- Stated exercise -
Restate the whole listing word for word. Pictures are left out.

- Data block -
|---|

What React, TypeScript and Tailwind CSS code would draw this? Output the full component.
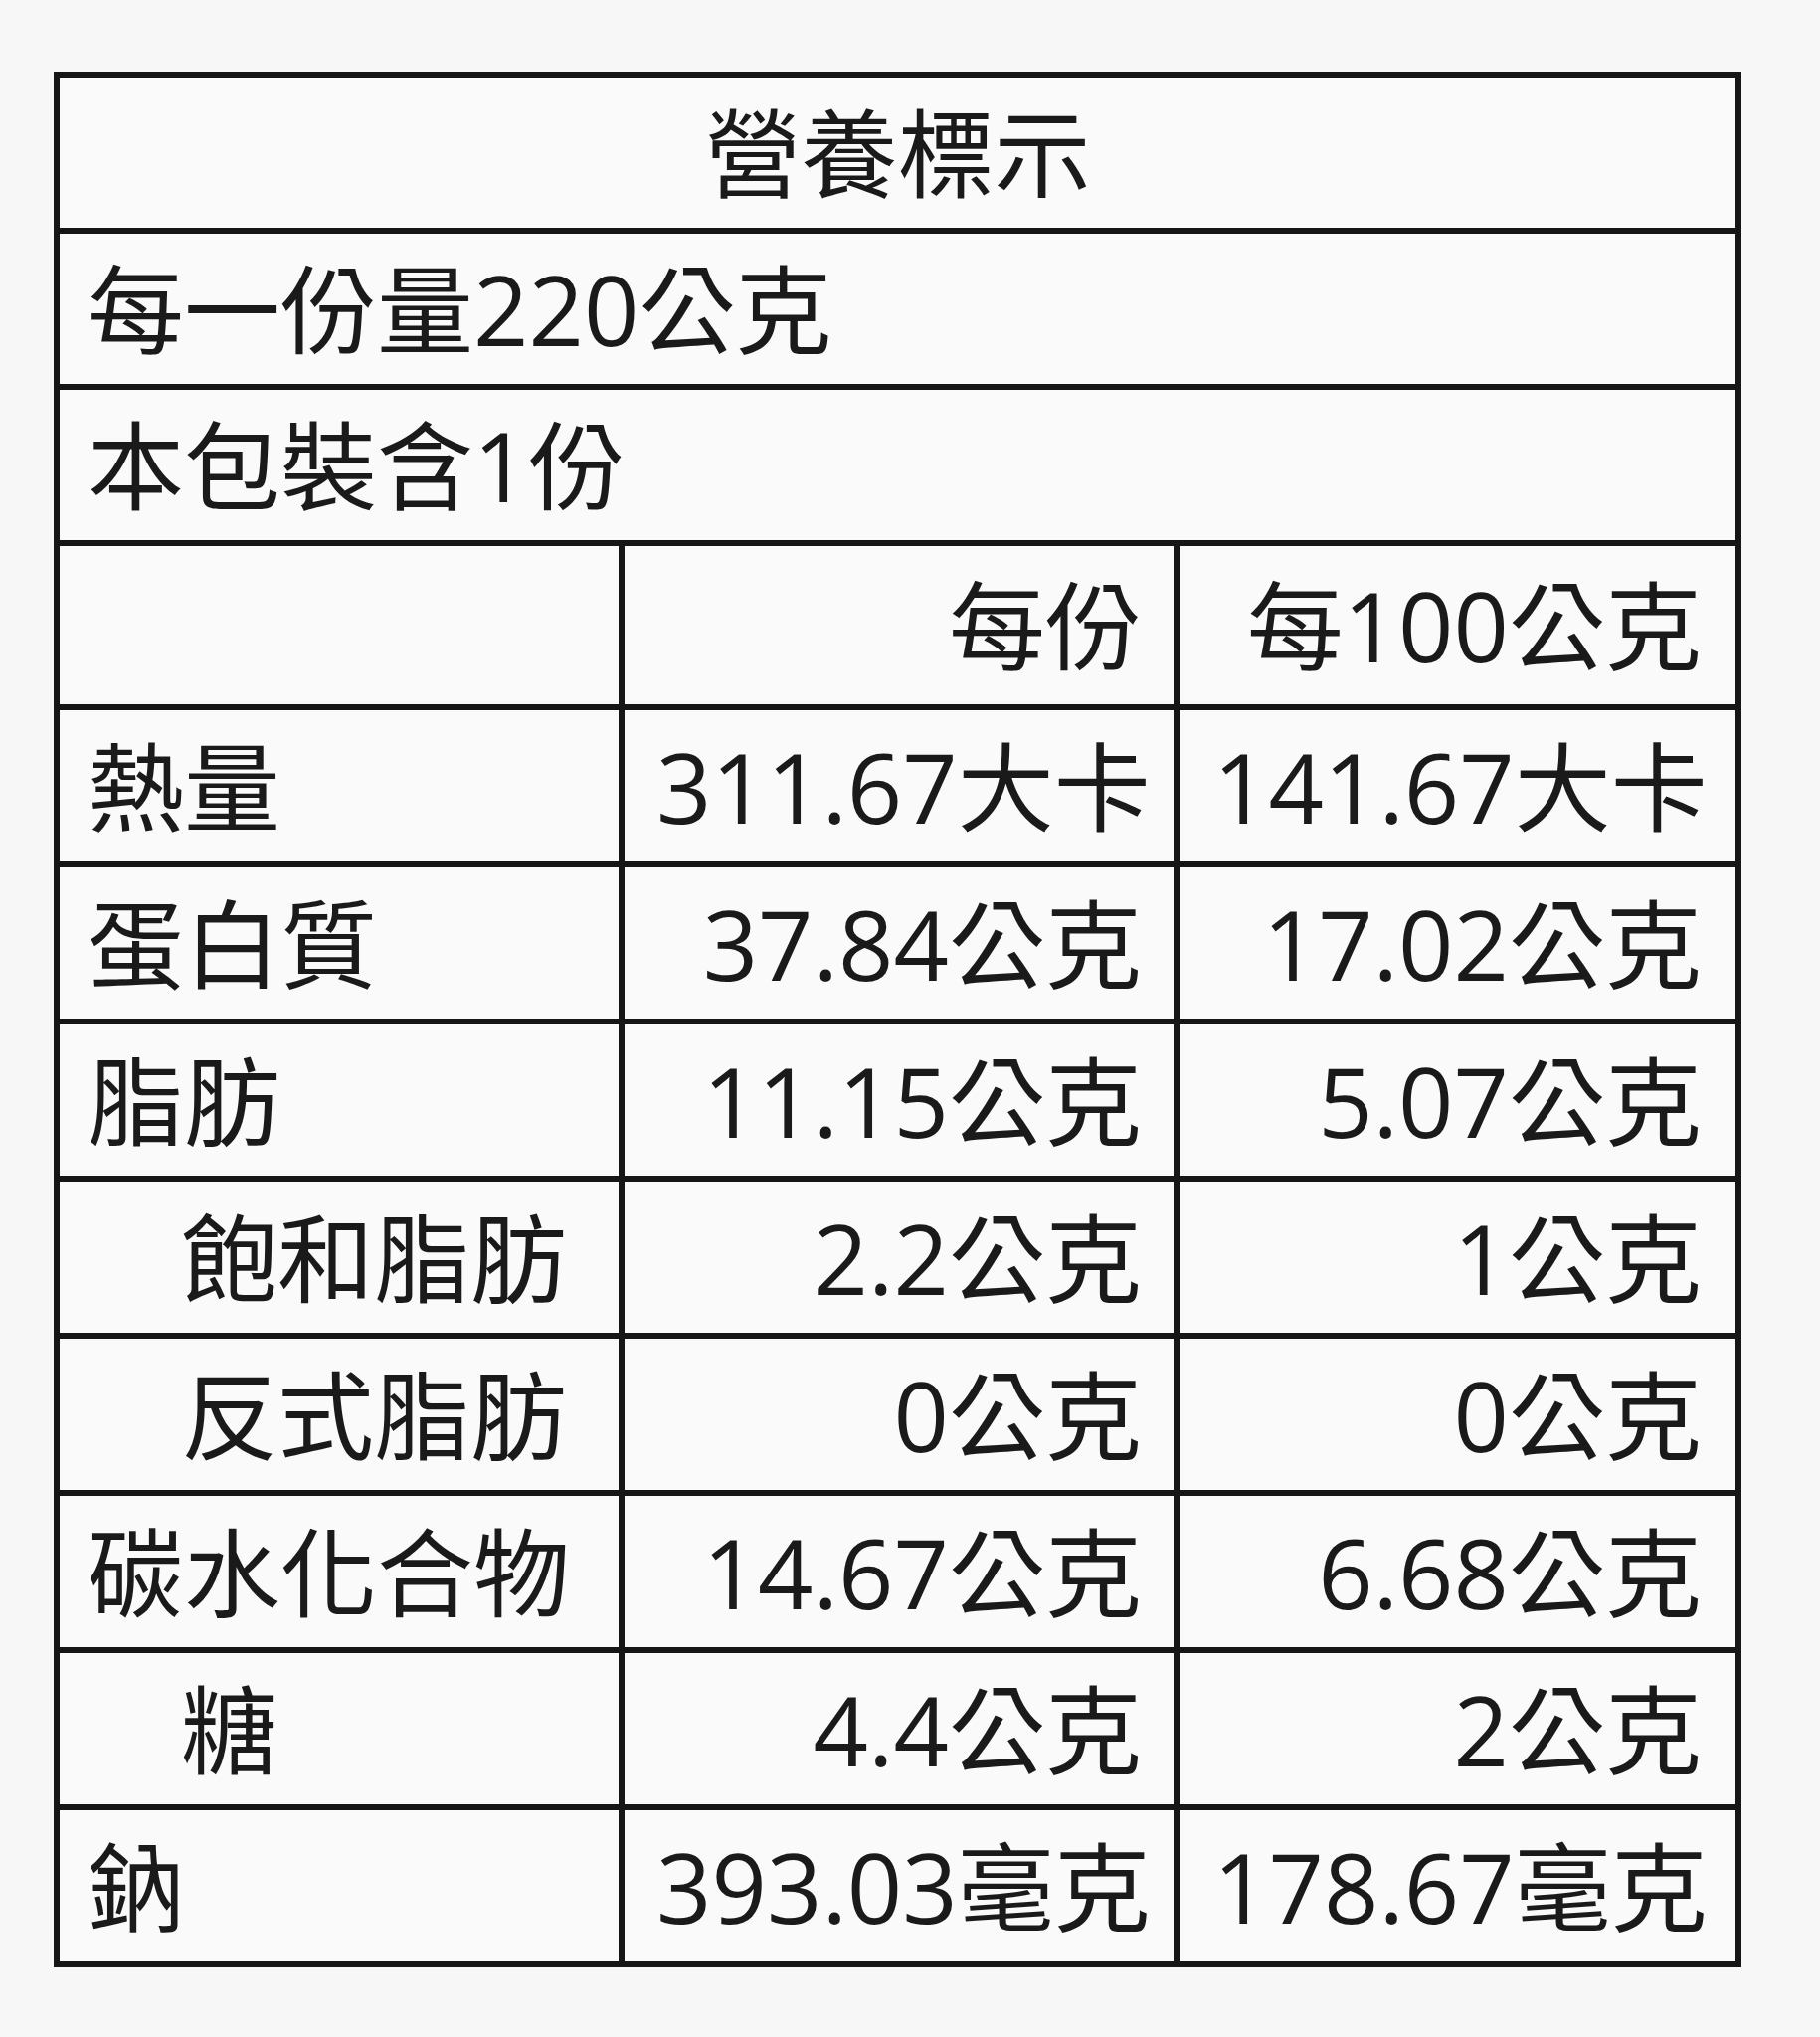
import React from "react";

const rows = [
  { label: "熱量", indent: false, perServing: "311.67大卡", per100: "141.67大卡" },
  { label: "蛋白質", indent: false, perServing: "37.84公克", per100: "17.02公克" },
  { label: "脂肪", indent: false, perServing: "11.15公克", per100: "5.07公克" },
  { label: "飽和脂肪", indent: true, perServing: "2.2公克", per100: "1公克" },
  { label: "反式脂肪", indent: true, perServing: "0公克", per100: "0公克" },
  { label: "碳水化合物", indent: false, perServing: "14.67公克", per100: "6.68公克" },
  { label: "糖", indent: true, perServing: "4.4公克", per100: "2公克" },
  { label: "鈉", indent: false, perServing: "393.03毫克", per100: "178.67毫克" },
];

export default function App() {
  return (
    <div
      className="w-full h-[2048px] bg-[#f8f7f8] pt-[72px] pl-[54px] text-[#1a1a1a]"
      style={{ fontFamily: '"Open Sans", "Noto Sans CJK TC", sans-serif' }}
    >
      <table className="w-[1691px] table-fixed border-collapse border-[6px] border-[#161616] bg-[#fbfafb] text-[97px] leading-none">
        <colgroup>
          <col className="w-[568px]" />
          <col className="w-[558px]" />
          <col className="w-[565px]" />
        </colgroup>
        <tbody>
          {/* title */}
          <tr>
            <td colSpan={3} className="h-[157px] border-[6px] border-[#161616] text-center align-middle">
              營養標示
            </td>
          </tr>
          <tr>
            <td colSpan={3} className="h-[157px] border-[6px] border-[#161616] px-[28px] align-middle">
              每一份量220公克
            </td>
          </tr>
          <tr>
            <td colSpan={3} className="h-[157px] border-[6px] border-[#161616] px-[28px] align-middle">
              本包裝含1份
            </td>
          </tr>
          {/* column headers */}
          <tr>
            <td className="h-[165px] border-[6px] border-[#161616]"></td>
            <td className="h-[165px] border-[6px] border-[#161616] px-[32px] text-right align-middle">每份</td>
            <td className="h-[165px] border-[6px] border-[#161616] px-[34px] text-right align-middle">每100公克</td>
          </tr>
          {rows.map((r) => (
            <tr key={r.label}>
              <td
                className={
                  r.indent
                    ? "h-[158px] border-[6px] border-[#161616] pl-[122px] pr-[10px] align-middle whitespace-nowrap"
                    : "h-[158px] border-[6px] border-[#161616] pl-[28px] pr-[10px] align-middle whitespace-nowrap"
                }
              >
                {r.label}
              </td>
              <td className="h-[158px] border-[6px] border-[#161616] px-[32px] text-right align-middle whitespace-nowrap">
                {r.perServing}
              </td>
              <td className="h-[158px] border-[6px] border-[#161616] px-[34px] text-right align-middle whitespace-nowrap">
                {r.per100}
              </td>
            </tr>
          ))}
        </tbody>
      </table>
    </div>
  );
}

|---|

- Finished exercise -
What React, TypeScript and Tailwind CSS code would draw this? Output the full component.
import React from "react";

const rows = [
  { label: "熱量", indent: false, perServing: "311.67大卡", per100: "141.67大卡" },
  { label: "蛋白質", indent: false, perServing: "37.84公克", per100: "17.02公克" },
  { label: "脂肪", indent: false, perServing: "11.15公克", per100: "5.07公克" },
  { label: "飽和脂肪", indent: true, perServing: "2.2公克", per100: "1公克" },
  { label: "反式脂肪", indent: true, perServing: "0公克", per100: "0公克" },
  { label: "碳水化合物", indent: false, perServing: "14.67公克", per100: "6.68公克" },
  { label: "糖", indent: true, perServing: "4.4公克", per100: "2公克" },
  { label: "鈉", indent: false, perServing: "393.03毫克", per100: "178.67毫克" },
];

export default function App() {
  return (
    <div
      className="w-full h-[2048px] bg-[#f8f7f8] pt-[72px] pl-[54px] text-[#1a1a1a]"
      style={{ fontFamily: '"Open Sans", "Noto Sans CJK TC", sans-serif' }}
    >
      <table className="w-[1691px] table-fixed border-collapse border-[6px] border-[#161616] bg-[#fbfafb] text-[97px] leading-none">
        <colgroup>
          <col className="w-[568px]" />
          <col className="w-[558px]" />
          <col className="w-[565px]" />
        </colgroup>
        <tbody>
          {/* title */}
          <tr>
            <td colSpan={3} className="h-[157px] border-[6px] border-[#161616] text-center align-middle">
              營養標示
            </td>
          </tr>
          <tr>
            <td colSpan={3} className="h-[157px] border-[6px] border-[#161616] px-[28px] align-middle">
              每一份量220公克
            </td>
          </tr>
          <tr>
            <td colSpan={3} className="h-[157px] border-[6px] border-[#161616] px-[28px] align-middle">
              本包裝含1份
            </td>
          </tr>
          {/* column headers */}
          <tr>
            <td className="h-[165px] border-[6px] border-[#161616]"></td>
            <td className="h-[165px] border-[6px] border-[#161616] px-[32px] text-right align-middle">每份</td>
            <td className="h-[165px] border-[6px] border-[#161616] px-[34px] text-right align-middle">每100公克</td>
          </tr>
          {rows.map((r) => (
            <tr key={r.label}>
              <td
                className={
                  r.indent
                    ? "h-[158px] border-[6px] border-[#161616] pl-[122px] pr-[10px] align-middle whitespace-nowrap"
                    : "h-[158px] border-[6px] border-[#161616] pl-[28px] pr-[10px] align-middle whitespace-nowrap"
                }
              >
                {r.label}
              </td>
              <td className="h-[158px] border-[6px] border-[#161616] px-[32px] text-right align-middle whitespace-nowrap">
                {r.perServing}
              </td>
              <td className="h-[158px] border-[6px] border-[#161616] px-[34px] text-right align-middle whitespace-nowrap">
                {r.per100}
              </td>
            </tr>
          ))}
        </tbody>
      </table>
    </div>
  );
}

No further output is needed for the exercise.